DUBROVNIK, Croatia, JUNE 6, 2003 (Zenit.org).- A Peruvian officer attributes his surviving a submarine accident to the intercession of Croatia's first beatified woman.

Among the 50,000 pilgrims present at the beatification Mass today in the port of Dubrovnik was Roger Cotrina Alvarado. He was the lieutenant of the submarine Pacocha, which on Aug. 26, 1988, crashed into a Japanese fishing-vessel near the Peruvian port of Callao.

When the submarine began to sink, the then young officer commended himself to the intercession of Sister Maria of Jesus Crucified Petkovic, founder of the Franciscan Congregation of the Daughters of Mercy.

At that moment, Cotrina Alvarado was able to close an inside door with the strength of his arms, despite the pressure of the water that was flooding the submarine.

The maneuver was considered "humanly impossible" by two commissions, one military and the other Vatican. The miracle became the door that opened the way for the Croatian's beatification.

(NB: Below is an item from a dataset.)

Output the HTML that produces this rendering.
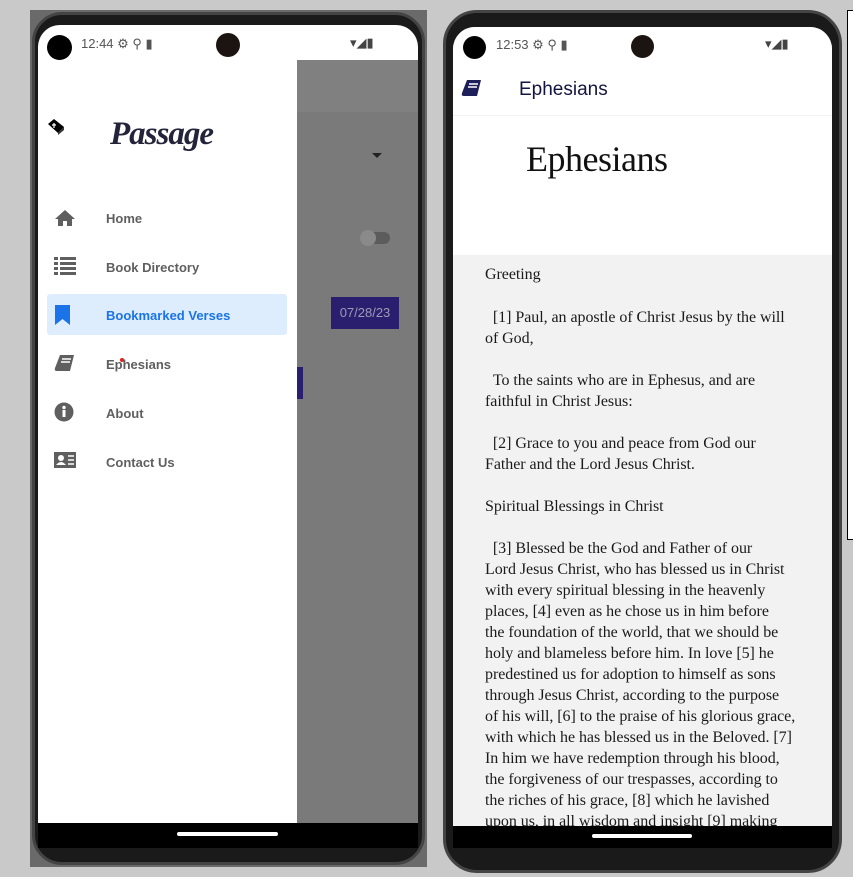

Nineteen other officers trapped in the submarine were saved; six crew members died in the accident.

"When I was little, I heard the story of Maria Petkovic because my mother had a book on her, and every night she read a few pages to me before I went to bed," Cotrina Alvarado explained in Dubrovnik.

"For me, Maria Petkovic was an extraordinary woman, she helped the poor of the whole world, in particular those of South America," he said.

Maria Petkovic, born in 1892 in Korkula in the Adriatic Sea, founded the Congregation of the Daughters of Mercy in 1920. She created orphanages and charitable centers in the Balkans and later in Latin America.

From 1940 to 1952, she worked in charitable centers in Argentina and Paraguay, before returning to Rome where she died in 1966.

Showing the decoration he received for having saved his companions' lives in the 1988 accident, Cotrina Alvarado pointed to the image of the new blessed and said: "The merit is hers."